Monique Woroniak, a graduate of the Dalhousie Master of Library and Information Studies program and this year’s Horrocks Leadership lecturer, gave a talk on January 23rd entitled ‘Beyond Colonialism—Libraries for a Canada We Don’t Yet Know’ (view the recorded lecture here). The lecture focused on the need for Canada as a whole, and libraries as an institution, to acknowledge colonial history. “The colonial past is present,” Woroniak reminded us, and it is vital to remember this in order to move forward.
Through her own experience with Indigenous communities, Woroniak described the need to build meaningful relationships between non-Indigenous and Indigenous peoples. Relationships take work, she emphasized, but they are vital to engaging with history and creating a future where power is shared rather than taken.
The colonial project has been, and remains, about attempting to disappear Indigenous peoples. And it is the responsibility of everyone – including libraries – to work against this disappearing, to ask at each step: “Where is the Indigenous knowledge? Where are the Indigenous voices? Where are the Indigenous bodies?”

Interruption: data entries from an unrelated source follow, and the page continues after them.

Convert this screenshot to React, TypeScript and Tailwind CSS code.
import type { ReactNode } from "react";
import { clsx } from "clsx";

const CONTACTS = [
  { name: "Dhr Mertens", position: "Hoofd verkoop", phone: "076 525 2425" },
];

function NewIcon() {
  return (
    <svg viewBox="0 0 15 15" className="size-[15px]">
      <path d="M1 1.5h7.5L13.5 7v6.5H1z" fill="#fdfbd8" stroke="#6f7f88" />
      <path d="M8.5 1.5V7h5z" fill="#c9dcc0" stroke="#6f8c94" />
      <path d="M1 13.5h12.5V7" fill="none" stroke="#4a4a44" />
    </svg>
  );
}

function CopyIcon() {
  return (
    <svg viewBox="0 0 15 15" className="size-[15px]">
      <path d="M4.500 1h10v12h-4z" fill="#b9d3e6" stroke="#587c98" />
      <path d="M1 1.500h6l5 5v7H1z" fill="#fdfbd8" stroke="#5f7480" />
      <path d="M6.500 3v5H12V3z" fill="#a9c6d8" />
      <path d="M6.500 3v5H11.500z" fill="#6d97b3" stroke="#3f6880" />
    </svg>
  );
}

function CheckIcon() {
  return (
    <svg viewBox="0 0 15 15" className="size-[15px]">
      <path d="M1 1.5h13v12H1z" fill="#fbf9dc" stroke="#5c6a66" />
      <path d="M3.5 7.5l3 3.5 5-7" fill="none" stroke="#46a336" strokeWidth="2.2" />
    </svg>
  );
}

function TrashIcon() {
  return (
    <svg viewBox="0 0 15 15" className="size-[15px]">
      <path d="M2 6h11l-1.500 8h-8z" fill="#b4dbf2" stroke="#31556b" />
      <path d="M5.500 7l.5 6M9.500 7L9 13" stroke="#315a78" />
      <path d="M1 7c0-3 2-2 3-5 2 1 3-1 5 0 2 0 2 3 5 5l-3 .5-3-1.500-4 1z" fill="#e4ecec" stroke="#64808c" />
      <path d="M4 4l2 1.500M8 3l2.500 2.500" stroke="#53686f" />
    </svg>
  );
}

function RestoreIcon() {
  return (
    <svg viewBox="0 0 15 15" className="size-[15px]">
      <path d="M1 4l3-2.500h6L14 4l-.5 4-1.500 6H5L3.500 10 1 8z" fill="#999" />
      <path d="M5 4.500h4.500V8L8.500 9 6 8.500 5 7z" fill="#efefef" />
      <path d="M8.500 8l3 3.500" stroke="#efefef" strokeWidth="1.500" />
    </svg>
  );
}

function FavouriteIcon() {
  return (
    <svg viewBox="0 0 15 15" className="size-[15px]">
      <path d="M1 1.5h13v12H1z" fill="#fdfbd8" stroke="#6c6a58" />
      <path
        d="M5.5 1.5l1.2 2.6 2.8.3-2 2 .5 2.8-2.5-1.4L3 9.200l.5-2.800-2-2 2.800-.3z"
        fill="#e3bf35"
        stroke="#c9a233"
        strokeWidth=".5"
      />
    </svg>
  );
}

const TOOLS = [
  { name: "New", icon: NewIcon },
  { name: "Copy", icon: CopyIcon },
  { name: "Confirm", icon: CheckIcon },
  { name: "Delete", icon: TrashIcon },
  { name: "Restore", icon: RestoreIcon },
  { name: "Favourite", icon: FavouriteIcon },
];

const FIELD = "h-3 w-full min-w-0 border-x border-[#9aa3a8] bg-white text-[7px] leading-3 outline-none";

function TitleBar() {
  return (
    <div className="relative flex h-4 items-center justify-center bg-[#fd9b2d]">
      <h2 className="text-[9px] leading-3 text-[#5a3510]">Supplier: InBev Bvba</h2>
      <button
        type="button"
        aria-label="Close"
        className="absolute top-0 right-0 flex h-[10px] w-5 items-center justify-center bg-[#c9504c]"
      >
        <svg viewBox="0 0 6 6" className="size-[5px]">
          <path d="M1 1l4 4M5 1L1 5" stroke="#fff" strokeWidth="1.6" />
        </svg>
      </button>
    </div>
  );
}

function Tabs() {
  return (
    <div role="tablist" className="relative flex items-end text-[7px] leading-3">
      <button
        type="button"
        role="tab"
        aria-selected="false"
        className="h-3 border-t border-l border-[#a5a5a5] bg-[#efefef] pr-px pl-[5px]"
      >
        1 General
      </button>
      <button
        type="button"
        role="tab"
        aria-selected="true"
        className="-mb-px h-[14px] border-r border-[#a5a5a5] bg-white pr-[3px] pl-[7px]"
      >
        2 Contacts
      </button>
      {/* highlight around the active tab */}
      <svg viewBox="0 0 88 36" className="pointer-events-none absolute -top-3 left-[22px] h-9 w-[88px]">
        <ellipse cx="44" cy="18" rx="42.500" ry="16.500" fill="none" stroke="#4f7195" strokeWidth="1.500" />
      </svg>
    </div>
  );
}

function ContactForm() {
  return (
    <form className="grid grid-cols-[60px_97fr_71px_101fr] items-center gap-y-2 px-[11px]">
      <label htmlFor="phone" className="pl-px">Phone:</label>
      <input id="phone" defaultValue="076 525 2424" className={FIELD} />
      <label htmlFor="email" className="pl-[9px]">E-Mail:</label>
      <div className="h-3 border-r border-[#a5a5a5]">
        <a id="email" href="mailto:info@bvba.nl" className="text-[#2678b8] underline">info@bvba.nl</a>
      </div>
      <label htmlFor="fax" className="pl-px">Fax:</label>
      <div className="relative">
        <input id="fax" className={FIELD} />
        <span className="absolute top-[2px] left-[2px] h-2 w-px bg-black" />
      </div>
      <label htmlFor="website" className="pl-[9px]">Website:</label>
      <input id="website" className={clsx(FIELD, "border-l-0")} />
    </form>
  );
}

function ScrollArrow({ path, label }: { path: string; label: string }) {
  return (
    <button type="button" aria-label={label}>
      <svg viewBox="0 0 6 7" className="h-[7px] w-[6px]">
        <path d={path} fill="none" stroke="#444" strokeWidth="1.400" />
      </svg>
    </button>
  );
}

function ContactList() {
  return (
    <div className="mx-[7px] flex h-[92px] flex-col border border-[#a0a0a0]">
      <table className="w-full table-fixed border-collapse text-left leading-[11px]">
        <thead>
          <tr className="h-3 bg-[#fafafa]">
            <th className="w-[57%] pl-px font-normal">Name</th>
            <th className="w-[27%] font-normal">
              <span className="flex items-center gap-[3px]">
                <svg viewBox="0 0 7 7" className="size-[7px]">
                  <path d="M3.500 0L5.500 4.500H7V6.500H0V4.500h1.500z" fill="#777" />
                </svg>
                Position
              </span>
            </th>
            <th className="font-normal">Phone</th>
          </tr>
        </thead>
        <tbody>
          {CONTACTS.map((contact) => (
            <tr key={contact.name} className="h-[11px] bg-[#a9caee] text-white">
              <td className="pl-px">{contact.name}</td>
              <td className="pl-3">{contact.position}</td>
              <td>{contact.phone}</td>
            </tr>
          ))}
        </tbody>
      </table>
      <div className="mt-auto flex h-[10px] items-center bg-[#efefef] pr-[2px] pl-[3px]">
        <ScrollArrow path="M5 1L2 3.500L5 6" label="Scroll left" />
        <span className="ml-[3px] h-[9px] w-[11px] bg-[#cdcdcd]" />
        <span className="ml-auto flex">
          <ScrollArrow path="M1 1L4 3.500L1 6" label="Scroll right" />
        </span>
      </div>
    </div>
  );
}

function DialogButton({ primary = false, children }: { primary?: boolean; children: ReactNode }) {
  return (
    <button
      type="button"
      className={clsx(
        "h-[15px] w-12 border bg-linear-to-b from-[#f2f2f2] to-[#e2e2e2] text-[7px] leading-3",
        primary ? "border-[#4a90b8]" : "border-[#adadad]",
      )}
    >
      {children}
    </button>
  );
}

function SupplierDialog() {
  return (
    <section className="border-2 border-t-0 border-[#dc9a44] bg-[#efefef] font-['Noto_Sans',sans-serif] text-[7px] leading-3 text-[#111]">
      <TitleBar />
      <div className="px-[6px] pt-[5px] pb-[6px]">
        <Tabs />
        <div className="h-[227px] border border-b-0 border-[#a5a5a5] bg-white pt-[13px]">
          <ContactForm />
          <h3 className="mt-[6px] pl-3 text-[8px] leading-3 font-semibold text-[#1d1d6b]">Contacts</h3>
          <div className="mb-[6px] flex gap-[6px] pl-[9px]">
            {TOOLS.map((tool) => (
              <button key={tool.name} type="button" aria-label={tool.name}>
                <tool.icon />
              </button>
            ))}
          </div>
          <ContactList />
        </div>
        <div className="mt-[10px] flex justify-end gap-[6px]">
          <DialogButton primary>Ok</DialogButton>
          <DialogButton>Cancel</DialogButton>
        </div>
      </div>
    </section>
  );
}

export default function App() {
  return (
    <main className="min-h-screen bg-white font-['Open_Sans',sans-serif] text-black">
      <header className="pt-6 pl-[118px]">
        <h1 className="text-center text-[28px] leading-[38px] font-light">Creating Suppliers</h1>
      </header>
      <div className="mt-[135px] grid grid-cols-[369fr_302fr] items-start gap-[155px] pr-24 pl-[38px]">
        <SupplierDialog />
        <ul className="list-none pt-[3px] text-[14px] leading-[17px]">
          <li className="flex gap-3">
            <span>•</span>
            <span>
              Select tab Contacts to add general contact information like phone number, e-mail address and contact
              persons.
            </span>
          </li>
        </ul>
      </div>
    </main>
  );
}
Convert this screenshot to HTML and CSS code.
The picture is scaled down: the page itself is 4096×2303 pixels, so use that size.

Woroniak affirmed that a great place for this work to occur was in fact in libraries. Libraries support learning and making connections; these must be discussed in terms of learning about Indigenous peoples and about creating solidarity-based connections in their communities. There is work to be done, but if libraries succeed in these ventures, Woroniak suggests that in time they will have a new collection to take care of and to share, one which describes “the path they chose to walk.”